Wyoming's Election Issue: Gun Rights

For some Wyoming residents gun rights are the main issue in this election.

October 16, 2008, 7:15 AM

— -- For some Wyoming residents, guns are as much a part of life as the wildlife that inhabits much of the state's landscape. Firearms are an indelible part of the culture in places like Jackson Hole, where the buffalo don't just roam, they block traffic.

And for families like the Allans, Second Amendment concerns help mold their presidential picks. Because guns aren't just a political issue, they are a way of life.

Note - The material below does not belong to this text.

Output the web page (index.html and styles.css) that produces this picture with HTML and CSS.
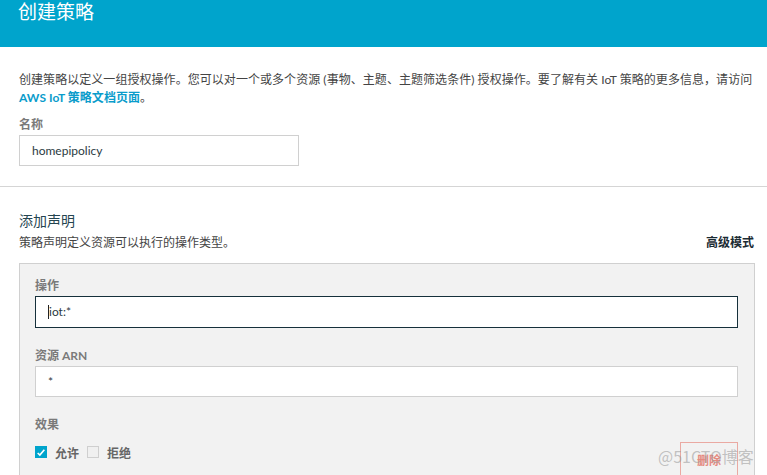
FILE: index.html
```html
<!DOCTYPE html>
<html lang="zh-CN">
<head>
<meta charset="utf-8">
<title>创建策略</title>
<link rel="stylesheet" href="styles.css">
</head>
<body>
<header class="header"><h1 class="title">创建策略</h1></header>
<section class="intro">
  <p class="desc">创建策略以定义一组授权操作。您可以对一个或多个资源 (事物、主题、主题筛选条件) 授权操作。要了解有关 IoT 策略的更多信息，请访问<br><a class="link">AWS IoT 策略文档页面</a>。</p>
  <label class="label name-label">名称</label>
  <div class="input name-input">homepipolicy</div>
</section>
<section class="statement">
  <h2 class="heading">添加声明</h2>
  <div class="subrow">
    <span class="subdesc">策略声明定义资源可以执行的操作类型。</span>
    <a class="advanced">高级模式</a>
  </div>
  <div class="box">
    <label class="label">操作</label>
    <div class="input focused"><span class="caret"></span>iot:*</div>
    <label class="label gap">资源 ARN</label>
    <div class="input">*</div>
    <label class="label gap">效果</label>
    <div class="effect-row">
      <span class="check checked"><svg width="12" height="12" viewBox="0 0 12 12"><path d="M2 7.2 L4.6 9.6 L10 3.2" fill="none" stroke="#fff" stroke-width="2"/></svg></span>
      <span class="opt">允许</span>
      <span class="check"></span>
      <span class="opt">拒绝</span>
      <button class="delete">删除</button>
    </div>
  </div>
</section>
<div class="watermark">@51CTO博客</div>
</body>
</html>
```
FILE: styles.css
```css
* { box-sizing: border-box; }
html, body { margin: 0; padding: 0; }
body {
  width: 767px;
  height: 475px;
  overflow: hidden;
  position: relative;
  background: #fff;
  font-family: "Lato", "Noto Sans CJK SC", sans-serif;
  font-size: 12px;
  color: #444;
}
.header {
  height: 47px;
  background: #00a4cc;
  padding-left: 18px;
  padding-top: 1px;
}
.title {
  margin: 0;
  font-size: 19px;
  line-height: 20px;
  font-weight: 400;
  color: #fff;
  font-family: "Noto Sans CJK SC", sans-serif;
}
.intro {
  padding: 24px 18px 20px 19px;
  border-bottom: 1px solid #d5d5d5;
}
.desc {
  margin: 0;
  line-height: 18px;
  white-space: nowrap;
  color: #444;
  letter-spacing: 0.05px;
}
.link {
  color: #0a9ccb;
  font-weight: 700;
}
.label {
  display: block;
  line-height: 18px;
  color: #7a7a7a;
  font-weight: 700;
  margin-bottom: 1px;
}
.name-label { margin-top: 9px; }
.input {
  height: 31px;
  border: 1px solid #d0d0d0;
  background: #fff;
  padding-left: 12px;
  line-height: 29px;
  color: #2b3a42;
  font-size: 12px;
}
.name-input { width: 280px; }
.statement {
  padding: 24px 13px 0 19px;
}
.heading {
  margin: 0;
  font-size: 14px;
  line-height: 20px;
  font-weight: 400;
  color: #254550;
}
.subrow {
  display: flex;
  justify-content: space-between;
  margin-top: 3px;
  line-height: 18px;
}
.subdesc { color: #444; }
.advanced {
  color: #1b2b33;
  font-weight: 700;
}
.box {
  margin-top: 11px;
  width: 736px;
  height: 220px;
  border: 1px solid #d0d0d0;
  background: #f2f2f2;
  padding: 13px 16px 0 15px;
}
.focused {
  border: 1px solid #16303b;
  height: 32px;
  position: relative;
}
.caret {
  display: inline-block;
  width: 1px;
  height: 14px;
  background: #222;
  vertical-align: middle;
  position: relative;
  top: -1px;
}
.gap { margin-top: 19px; }
.effect-row {
  display: flex;
  align-items: center;
  margin-top: 3px;
  height: 30px;
}
.check {
  width: 12px;
  height: 12px;
  border: 1px solid #cfcfcf;
  background: #f0f0f0;
  display: flex;
  align-items: center;
  justify-content: center;
}
.check.checked {
  background: #00a4cc;
  border-color: #00a4cc;
}
.opt {
  color: #666;
  font-weight: 700;
  margin: 0 8px 0 8px;
}
.delete {
  margin-left: auto;
  width: 58px;
  height: 34px;
  margin-top: 5px;
  border: 1px solid #eaa9a2;
  background: transparent;
  color: #e58a80;
  font-family: "Noto Sans CJK SC", sans-serif;
  font-size: 12px;
  font-weight: 700;
  padding: 0;
  align-self: flex-start;
}
.watermark {
  position: absolute;
  left: 658px;
  top: 446px;
  font-family: "Noto Sans CJK SC", sans-serif;
  font-size: 16px;
  line-height: 20px;
  color: rgba(150, 150, 150, 0.55);
}
```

"Guns are just part of our life," said Clark Allan, who added, "I have a chainsaw by the door, I have a shovel I have a gun and we use 'em all the time. Living in a big city they probably don't have chainsaws and shovels by the door either."

The family owns somewhere between 20 and 25 guns, but thinks it needs more.

And when Clark Allan shopped for a potential president, the local prosecutor looked for a candidate who favored few gun regulations and restrictions.

Enter firearm friendly Sarah Palin stage left. When the Alaskan governor became part of the political equation, the Allans found someone they could support.

Seeing pictures of the Palin hunting and proudly posing, the Allans found Palin's family life looked much like their own.

Clark Allan's wife liked "the fact that she hunts and fishes and lives in Alaska and she's a mother." "She is a strong woman," she said.

The Allans love of hunting has been passed on to their children. Daughter Ashleigh Allan, a straight-A student and stone-cold shot, has helped her 7-year-old brother, Stuart Allan, learn how to handle firearms by giving him shooting tips.

She admits the view of gun control is different in larger cities than where she lives, but said that's because the environment breeds a completely different way of life.

"We are some of the safest kids," Ashleigh said. "It's kids who don't know what guns are that when it becomes unsafe."

But statistics have shown firearm death rates are significantly higher in places with relaxed guns laws.

Wyoming ranks 15th among the states in firearm fatalities, according to a 2005 study from the Kaiser Foundation. (Interestingly, Alaska takes the No. 2 spot.)

Still, that won't sway the minds of Wyoming voters who consider gun rights a primary issue this election season.

That could explain why John McCain is trouncing Barack Obama in the latest polls, which have the Arizona senator with a 37 percent lead.

So in all likelihood, the Republican will pocket the three electoral votes from the Equality State.